The first factory delivered Lockheed C-5A Galaxy to arrive at Dover Air Force Base in Delaware made the Air Mobility Command Museum, located at the base, its new home today after a short flight from Tennessee. It marks the first time the U.S. Air Force has loaned a C-5, one of the largest military aircraft in the world, to a museum in the four-engined transport’s 45-year existence.
Galaxy 69-0014, last assigned to the 164th Air Wing of the Volunteer State’s Air National Guard, flew from Memphis International Airport amid rainy skies, but was able to make several flybys to an enthusiastic crowd before landing in the early afternoon.

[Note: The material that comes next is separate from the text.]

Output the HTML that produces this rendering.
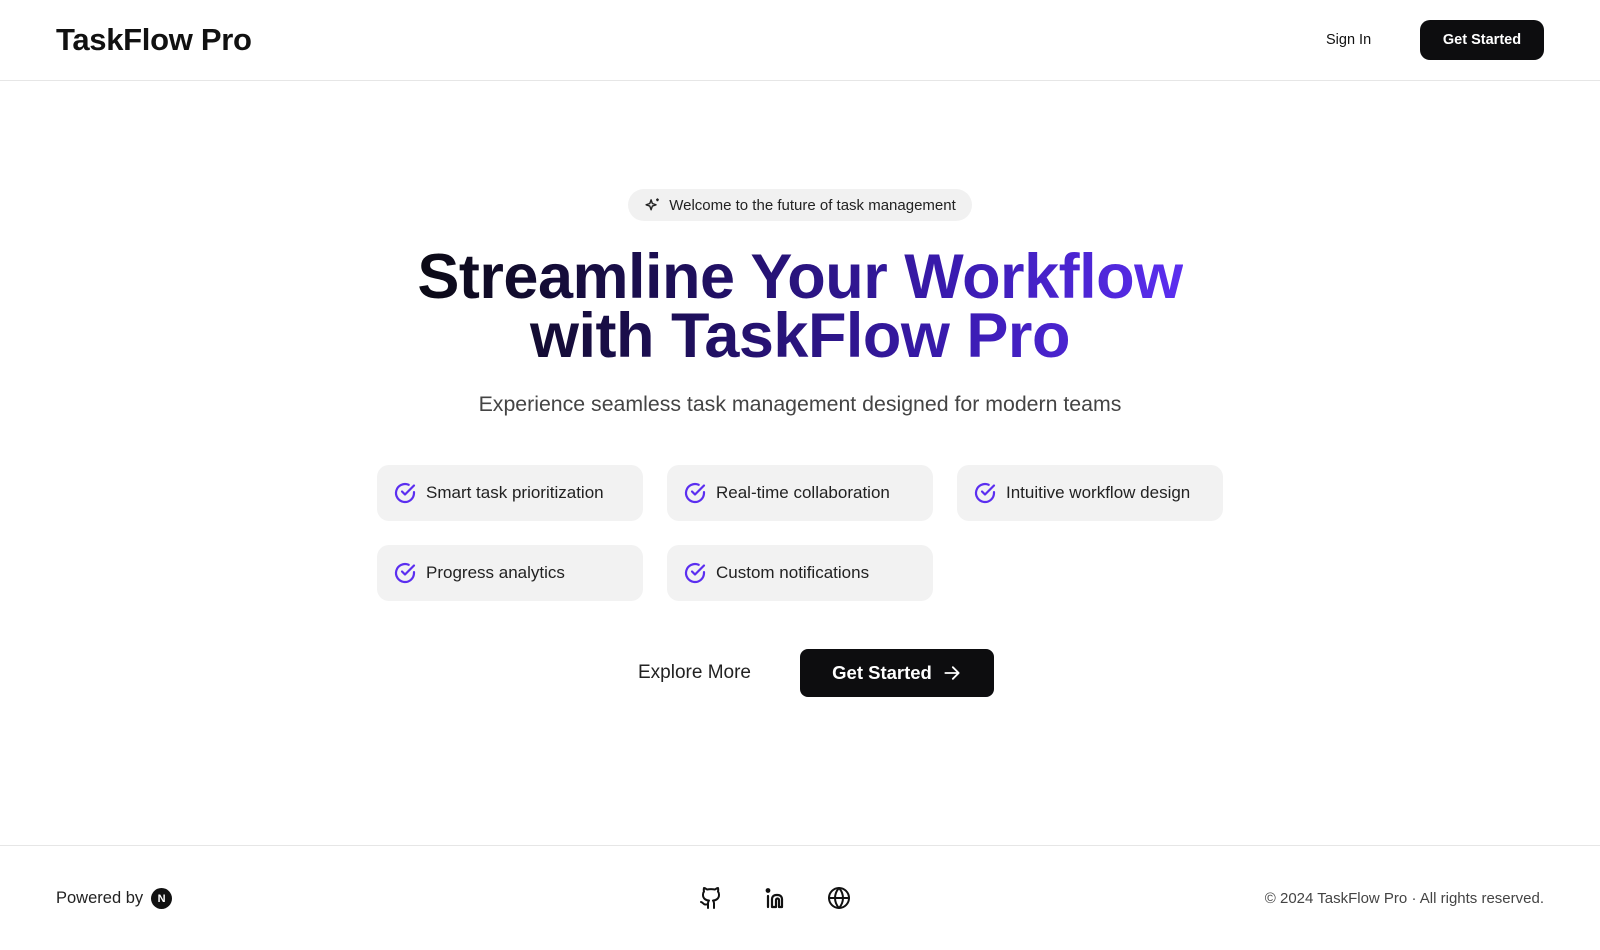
<!DOCTYPE html>
<html><head><meta charset="utf-8">
<style>
*{box-sizing:border-box;margin:0;padding:0}
body{width:1600px;height:950px;background:#fff;font-family:"Liberation Sans",sans-serif;color:#111;position:relative;overflow:hidden}
.abs{position:absolute}
.logo{left:56px;top:22px;font-size:31px;font-weight:bold;letter-spacing:-0.3px;color:#111}
.signin{left:1326px;top:32px;font-size:14.5px;color:#111}
.btn1{left:1420px;top:20px;width:124px;height:40px;background:#0d0d0f;color:#fff;border-radius:10px;font-size:14.5px;font-weight:bold;display:flex;align-items:center;justify-content:center}
.hr1{left:0;top:80px;width:1600px;height:1px;background:#e6e6e6}
.badge{left:628px;top:189px;width:344px;height:32px;background:#f1f1f1;border-radius:16px;font-size:15px;color:#222;display:flex;align-items:center;justify-content:center;gap:8px}
.h1{left:0;width:1600px;top:248px;text-align:center;font-size:63px;font-weight:bold;line-height:59px;letter-spacing:-0.5px}
.h1 span{display:inline-block;background:linear-gradient(90deg,#0b0a14 0%,#1e0f5a 35%,#3a1bb0 70%,#5b2ef0 100%);-webkit-background-clip:text;background-clip:text;color:transparent}
.sub{left:0;width:1600px;top:392px;text-align:center;font-size:21.3px;color:#444}
.card{width:266px;height:56px;background:#f2f2f2;border-radius:12px;display:flex;align-items:center;padding-left:16px;gap:9px;font-size:17px;color:#222}
.explore{left:638px;top:662px;font-size:19px;color:#222}
.btn2{left:800px;top:649px;width:194px;height:48px;background:#0d0d0f;color:#fff;border-radius:8px;font-size:18.5px;font-weight:bold;display:flex;align-items:center;justify-content:center;gap:10px}
.hr2{left:0;top:845px;width:1600px;height:1px;background:#e6e6e6}
.pow{left:56px;top:888px;font-size:16.5px;color:#222;display:flex;align-items:center;gap:8px}
.n{width:21px;height:21px;border-radius:50%;background:#111;color:#fff;font-size:11px;font-weight:bold;display:flex;align-items:center;justify-content:center}
.copy{right:56px;top:890px;font-size:15px;color:#444}
</style></head><body>
<div class="abs logo">TaskFlow Pro</div>
<div class="abs signin">Sign In</div>
<div class="abs btn1">Get Started</div>
<div class="abs hr1"></div>

<div class="abs badge"><svg width="17" height="17" viewBox="0 0 24 24" fill="none" stroke="#222" stroke-width="2" stroke-linejoin="round"><path d="M10 4l1.8 5.2L17 11l-5.2 1.8L10 18l-1.8-5.2L3 11l5.2-1.8z"/><path d="M19 2v4M17 4h4"/></svg>Welcome to the future of task management</div>

<div class="abs h1"><span>Streamline Your Workflow<br>with TaskFlow Pro</span></div>
<div class="abs sub">Experience seamless task management designed for modern teams</div>

<svg width="0" height="0" style="position:absolute"><symbol id="ck" viewBox="0 0 24 24"><path d="M21 11.1V12a9 9 0 1 1-5.3-8.2" fill="none" stroke="#5b2ef0" stroke-width="2.2" stroke-linecap="round"/><path d="M21 4.5L12 13.5l-3-3" fill="none" stroke="#5b2ef0" stroke-width="2.2" stroke-linecap="round" stroke-linejoin="round"/></symbol></svg>
<div class="abs card" style="left:377px;top:465px"><svg width="24" height="24"><use href="#ck"/></svg>Smart task prioritization</div>
<div class="abs card" style="left:667px;top:465px"><svg width="24" height="24"><use href="#ck"/></svg>Real-time collaboration</div>
<div class="abs card" style="left:957px;top:465px"><svg width="24" height="24"><use href="#ck"/></svg>Intuitive workflow design</div>
<div class="abs card" style="left:377px;top:545px"><svg width="24" height="24"><use href="#ck"/></svg>Progress analytics</div>
<div class="abs card" style="left:667px;top:545px"><svg width="24" height="24"><use href="#ck"/></svg>Custom notifications</div>

<div class="abs explore">Explore More</div>
<div class="abs btn2">Get Started <svg width="20" height="20" viewBox="0 0 24 24" fill="none" stroke="#fff" stroke-width="2.2" stroke-linecap="round" stroke-linejoin="round"><path d="M4 12h16M13 5l7 7-7 7"/></svg></div>

<div class="abs hr2"></div>
<div class="abs pow">Powered by <div class="n">N</div></div>
<svg class="abs" style="left:699px;top:886px" width="24" height="24" viewBox="0 0 24 24" fill="none" stroke="#111" stroke-width="2" stroke-linecap="round" stroke-linejoin="round"><path d="M15 22v-4a4.8 4.8 0 0 0-1-3.5c3 0 6-2 6-5.5.1-1.3-.3-2.5-1-3.5.3-1.2.3-2.4 0-3.5 0 0-1 0-3 1.5-2.6-.5-5.4-.5-8 0C6 2 5 2 5 2c-.3 1.1-.3 2.3 0 3.5A5.4 5.4 0 0 0 4 9c0 3.5 3 5.5 6 5.5-.4.5-.7 1-.8 1.7-.2.6-.3 1.2-.2 1.8v4"/><path d="M9 18c-4.5 2-5-2-7-2"/></svg>
<svg class="abs" style="left:763px;top:886px" width="24" height="24" viewBox="0 0 24 24" fill="none" stroke="#111" stroke-width="2.2" stroke-linecap="round" stroke-linejoin="round"><path d="M5 10v11"/><circle cx="5" cy="4.5" r="1.3" fill="#111"/><path d="M9 21V13a4 4 0 0 1 4-4h2a4 4 0 0 1 4 4v8h-3v-7a1.5 1.5 0 0 0-3 0v7z"/></svg>
<svg class="abs" style="left:827px;top:886px" width="24" height="24" viewBox="0 0 24 24" fill="none" stroke="#111" stroke-width="2" stroke-linecap="round" stroke-linejoin="round"><circle cx="12" cy="12" r="10"/><path d="M2 12h20M12 2a15 15 0 0 1 4 10 15 15 0 0 1-4 10 15 15 0 0 1-4-10A15 15 0 0 1 12 2z"/></svg>
<div class="abs copy">© 2024 TaskFlow Pro · All rights reserved.</div>
</body></html>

The Galaxy, which went by the callsign Elvis 01 during its final flight to the East Coast, has a fascinating history; in addition to being the first C-5 at Dover, it also participated in testing the feasibility of air launching a Minuteman intercontinental ballistic missile in 1974, according to the museum. Past assignments have included bases on the West Coast and the Great Plains.
The aircraft won’t be towed to the museum ramp until October, but a ceremony is planned for the following month when the Galaxy will be open to the public.
The museum, founded in the 1990s as the only museum dedicated to airlift and air refueling history, is a part of the National Museum of the USAF’s field museum system and the Air Mobility Command is a major command of the service. Featuring a variety of early and modern Air Force transports, the museum also counts among its displays an original Dover AFB control tower cab where visitors can view the collection as well as active runway operations.